— Start MATERIAL FOR THIS TASK —

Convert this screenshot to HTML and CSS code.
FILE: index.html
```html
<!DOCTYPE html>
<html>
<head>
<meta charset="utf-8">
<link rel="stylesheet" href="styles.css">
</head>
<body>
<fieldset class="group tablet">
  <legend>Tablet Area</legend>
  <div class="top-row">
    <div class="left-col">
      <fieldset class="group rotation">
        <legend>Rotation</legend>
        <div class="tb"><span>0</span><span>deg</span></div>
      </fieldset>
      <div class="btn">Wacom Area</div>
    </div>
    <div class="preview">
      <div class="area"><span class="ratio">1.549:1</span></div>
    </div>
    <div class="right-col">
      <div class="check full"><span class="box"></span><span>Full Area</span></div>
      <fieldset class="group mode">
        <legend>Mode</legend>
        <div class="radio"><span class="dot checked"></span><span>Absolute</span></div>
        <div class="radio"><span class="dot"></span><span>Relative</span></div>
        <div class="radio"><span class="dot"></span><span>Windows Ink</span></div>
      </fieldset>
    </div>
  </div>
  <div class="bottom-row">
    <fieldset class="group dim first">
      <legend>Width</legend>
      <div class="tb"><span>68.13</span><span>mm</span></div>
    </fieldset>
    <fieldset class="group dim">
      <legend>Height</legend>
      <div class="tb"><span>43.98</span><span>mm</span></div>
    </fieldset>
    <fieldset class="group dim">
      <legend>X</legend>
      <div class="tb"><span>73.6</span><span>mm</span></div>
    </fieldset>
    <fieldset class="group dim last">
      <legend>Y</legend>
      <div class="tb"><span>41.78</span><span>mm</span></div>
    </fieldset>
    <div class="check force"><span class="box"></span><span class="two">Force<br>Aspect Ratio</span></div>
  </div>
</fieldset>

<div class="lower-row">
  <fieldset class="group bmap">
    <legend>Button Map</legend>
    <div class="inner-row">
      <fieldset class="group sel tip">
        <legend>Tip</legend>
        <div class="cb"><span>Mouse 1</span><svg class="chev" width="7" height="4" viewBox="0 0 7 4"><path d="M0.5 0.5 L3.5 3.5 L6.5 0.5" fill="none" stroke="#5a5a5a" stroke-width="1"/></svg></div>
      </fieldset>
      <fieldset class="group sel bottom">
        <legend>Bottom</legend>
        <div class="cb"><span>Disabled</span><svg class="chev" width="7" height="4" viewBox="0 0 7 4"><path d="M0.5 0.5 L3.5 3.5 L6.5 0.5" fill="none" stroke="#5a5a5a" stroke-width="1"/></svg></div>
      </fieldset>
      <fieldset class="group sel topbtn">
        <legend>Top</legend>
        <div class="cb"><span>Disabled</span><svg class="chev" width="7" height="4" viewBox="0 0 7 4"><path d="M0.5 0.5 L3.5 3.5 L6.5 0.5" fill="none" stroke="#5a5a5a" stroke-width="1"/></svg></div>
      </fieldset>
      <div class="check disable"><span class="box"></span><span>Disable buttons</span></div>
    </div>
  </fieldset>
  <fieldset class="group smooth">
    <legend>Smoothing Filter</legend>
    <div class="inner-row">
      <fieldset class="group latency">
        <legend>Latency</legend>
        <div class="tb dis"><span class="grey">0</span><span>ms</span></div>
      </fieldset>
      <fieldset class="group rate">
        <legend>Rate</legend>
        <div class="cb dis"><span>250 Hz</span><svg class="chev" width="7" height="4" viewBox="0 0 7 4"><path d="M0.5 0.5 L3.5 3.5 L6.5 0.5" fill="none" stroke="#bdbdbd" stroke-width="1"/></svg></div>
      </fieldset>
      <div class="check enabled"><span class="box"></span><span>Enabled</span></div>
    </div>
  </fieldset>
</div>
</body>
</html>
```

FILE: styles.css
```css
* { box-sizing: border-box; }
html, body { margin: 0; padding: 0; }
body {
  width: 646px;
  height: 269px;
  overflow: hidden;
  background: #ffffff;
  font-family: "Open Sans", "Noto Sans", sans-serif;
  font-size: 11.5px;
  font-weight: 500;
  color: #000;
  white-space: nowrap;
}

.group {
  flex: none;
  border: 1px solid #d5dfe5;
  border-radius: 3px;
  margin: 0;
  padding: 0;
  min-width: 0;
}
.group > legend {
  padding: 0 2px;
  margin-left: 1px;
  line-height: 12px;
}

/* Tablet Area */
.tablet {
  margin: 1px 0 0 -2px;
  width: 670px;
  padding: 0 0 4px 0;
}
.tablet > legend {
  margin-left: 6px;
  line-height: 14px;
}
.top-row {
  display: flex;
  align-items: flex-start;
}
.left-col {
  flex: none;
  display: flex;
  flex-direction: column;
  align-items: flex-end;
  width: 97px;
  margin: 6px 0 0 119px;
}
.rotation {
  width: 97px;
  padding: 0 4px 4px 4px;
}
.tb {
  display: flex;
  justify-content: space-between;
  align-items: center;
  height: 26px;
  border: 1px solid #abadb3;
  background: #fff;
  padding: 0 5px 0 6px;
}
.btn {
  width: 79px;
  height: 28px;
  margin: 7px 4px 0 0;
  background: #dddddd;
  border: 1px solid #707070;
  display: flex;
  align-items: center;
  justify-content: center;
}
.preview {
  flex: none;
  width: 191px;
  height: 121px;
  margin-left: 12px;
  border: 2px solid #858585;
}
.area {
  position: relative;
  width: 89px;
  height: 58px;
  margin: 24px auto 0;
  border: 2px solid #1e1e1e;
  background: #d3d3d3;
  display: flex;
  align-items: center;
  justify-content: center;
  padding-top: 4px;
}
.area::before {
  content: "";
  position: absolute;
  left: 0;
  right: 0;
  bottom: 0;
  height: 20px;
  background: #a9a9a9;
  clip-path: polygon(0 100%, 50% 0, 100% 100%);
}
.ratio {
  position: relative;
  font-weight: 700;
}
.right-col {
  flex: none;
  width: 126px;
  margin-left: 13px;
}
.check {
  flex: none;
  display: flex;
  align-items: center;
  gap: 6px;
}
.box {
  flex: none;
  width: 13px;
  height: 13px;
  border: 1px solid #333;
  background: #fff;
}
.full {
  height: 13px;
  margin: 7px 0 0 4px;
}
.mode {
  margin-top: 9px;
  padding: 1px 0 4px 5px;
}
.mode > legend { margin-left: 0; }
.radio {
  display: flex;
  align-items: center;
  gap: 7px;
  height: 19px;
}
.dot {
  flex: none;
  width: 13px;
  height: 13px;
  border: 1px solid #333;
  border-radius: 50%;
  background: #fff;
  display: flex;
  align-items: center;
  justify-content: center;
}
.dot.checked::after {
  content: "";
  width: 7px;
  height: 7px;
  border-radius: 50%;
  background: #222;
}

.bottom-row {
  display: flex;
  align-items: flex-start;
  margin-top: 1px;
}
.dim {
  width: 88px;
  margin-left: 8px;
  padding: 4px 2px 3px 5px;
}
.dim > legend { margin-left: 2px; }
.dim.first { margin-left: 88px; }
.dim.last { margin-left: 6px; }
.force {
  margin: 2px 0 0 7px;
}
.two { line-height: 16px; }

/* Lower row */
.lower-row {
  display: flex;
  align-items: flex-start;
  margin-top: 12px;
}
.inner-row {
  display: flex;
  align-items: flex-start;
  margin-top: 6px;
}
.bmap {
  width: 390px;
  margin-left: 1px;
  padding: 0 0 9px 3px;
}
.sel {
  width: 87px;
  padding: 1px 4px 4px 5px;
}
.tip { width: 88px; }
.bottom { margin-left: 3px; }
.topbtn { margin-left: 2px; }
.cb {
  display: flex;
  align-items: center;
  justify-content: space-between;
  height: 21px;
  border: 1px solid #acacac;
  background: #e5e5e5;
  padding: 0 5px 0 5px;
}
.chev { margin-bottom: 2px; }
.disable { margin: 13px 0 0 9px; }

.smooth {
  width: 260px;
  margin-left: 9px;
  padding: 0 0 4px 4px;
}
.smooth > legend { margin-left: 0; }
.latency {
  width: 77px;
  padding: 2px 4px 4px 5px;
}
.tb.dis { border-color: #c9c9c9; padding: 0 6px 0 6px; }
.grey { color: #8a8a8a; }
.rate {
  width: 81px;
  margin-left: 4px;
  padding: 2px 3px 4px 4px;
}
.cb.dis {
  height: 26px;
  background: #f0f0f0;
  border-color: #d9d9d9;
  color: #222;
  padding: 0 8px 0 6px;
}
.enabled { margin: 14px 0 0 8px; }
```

— End MATERIAL FOR THIS TASK —
— Start MATERIAL FOR THIS TASK —

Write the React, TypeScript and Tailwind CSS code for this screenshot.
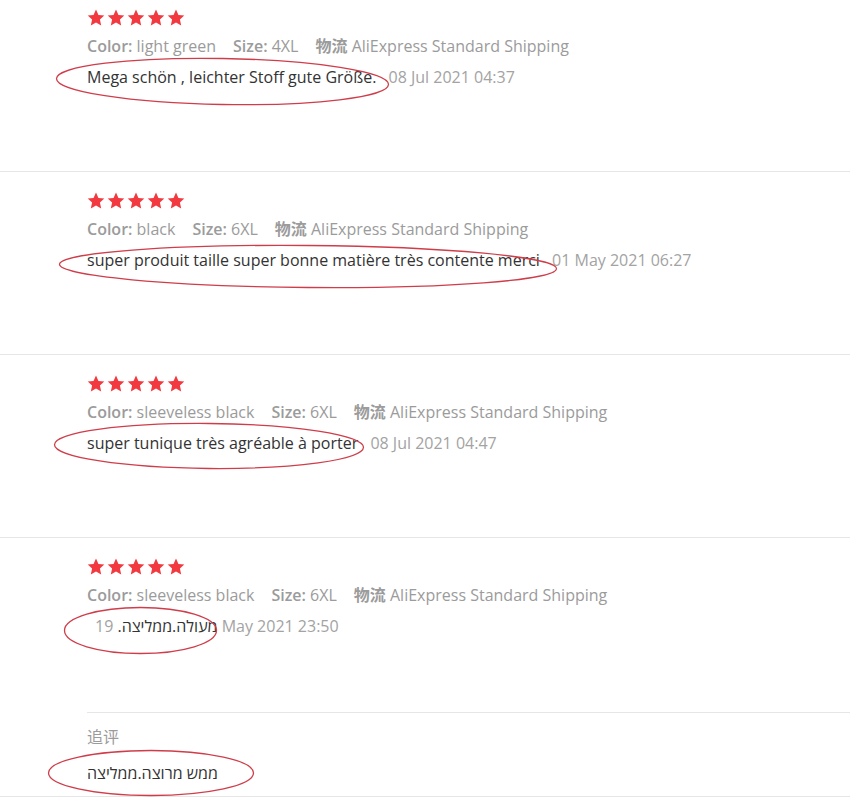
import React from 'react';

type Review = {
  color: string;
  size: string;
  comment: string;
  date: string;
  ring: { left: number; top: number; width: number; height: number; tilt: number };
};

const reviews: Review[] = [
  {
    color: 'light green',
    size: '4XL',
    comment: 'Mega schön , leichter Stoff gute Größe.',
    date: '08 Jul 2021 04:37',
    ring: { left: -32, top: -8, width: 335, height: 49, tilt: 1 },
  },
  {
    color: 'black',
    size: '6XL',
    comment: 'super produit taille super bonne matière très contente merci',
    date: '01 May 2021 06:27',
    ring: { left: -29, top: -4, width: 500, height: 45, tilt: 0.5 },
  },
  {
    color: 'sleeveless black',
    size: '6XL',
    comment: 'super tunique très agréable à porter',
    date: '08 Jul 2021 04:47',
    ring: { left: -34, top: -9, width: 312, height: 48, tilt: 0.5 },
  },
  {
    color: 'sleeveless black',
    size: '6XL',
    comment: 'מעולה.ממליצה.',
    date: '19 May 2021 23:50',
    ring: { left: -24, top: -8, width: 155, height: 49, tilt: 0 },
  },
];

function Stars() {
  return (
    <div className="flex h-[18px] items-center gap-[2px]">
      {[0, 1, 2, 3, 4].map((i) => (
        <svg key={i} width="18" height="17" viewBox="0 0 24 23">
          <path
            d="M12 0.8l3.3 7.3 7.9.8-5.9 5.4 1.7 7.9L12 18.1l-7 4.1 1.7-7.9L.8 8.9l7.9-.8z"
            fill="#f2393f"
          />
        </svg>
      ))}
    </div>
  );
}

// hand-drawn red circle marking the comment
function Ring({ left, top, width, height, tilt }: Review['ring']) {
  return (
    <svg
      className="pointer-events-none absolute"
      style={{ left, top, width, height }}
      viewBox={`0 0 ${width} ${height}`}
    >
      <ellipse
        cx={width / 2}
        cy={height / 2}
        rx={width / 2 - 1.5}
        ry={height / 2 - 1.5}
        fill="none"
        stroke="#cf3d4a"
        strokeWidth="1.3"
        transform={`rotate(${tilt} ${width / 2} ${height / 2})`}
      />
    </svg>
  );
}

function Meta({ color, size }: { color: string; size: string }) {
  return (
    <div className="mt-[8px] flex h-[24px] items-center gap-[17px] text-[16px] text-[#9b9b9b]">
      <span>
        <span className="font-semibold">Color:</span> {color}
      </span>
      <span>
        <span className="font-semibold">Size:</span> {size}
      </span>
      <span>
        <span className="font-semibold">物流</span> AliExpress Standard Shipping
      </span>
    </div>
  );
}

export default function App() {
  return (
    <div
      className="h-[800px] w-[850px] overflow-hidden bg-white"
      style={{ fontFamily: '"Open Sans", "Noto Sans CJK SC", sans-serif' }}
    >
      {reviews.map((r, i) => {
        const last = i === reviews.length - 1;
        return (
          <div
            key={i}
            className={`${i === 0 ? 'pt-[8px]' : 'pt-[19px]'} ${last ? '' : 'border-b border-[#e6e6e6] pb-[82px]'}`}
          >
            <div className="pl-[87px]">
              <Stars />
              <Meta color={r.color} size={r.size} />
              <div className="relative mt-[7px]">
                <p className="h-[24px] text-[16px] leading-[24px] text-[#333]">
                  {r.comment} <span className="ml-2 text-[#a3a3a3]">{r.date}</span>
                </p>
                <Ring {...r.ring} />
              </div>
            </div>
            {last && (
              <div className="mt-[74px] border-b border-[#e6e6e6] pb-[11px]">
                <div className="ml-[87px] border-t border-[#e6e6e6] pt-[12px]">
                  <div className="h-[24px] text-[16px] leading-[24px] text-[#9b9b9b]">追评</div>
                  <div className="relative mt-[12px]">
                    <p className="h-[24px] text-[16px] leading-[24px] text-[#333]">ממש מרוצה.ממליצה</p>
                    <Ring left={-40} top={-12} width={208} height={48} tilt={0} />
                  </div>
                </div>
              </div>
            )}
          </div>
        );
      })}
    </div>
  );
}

— End MATERIAL FOR THIS TASK —

> PROBLEM TO SOLVE:
Pull every line containing "screenshot" out of the data above.

> SOLUTION FOR THIS PROBLEM:
Convert this screenshot to HTML and CSS code.
Write the React, TypeScript and Tailwind CSS code for this screenshot.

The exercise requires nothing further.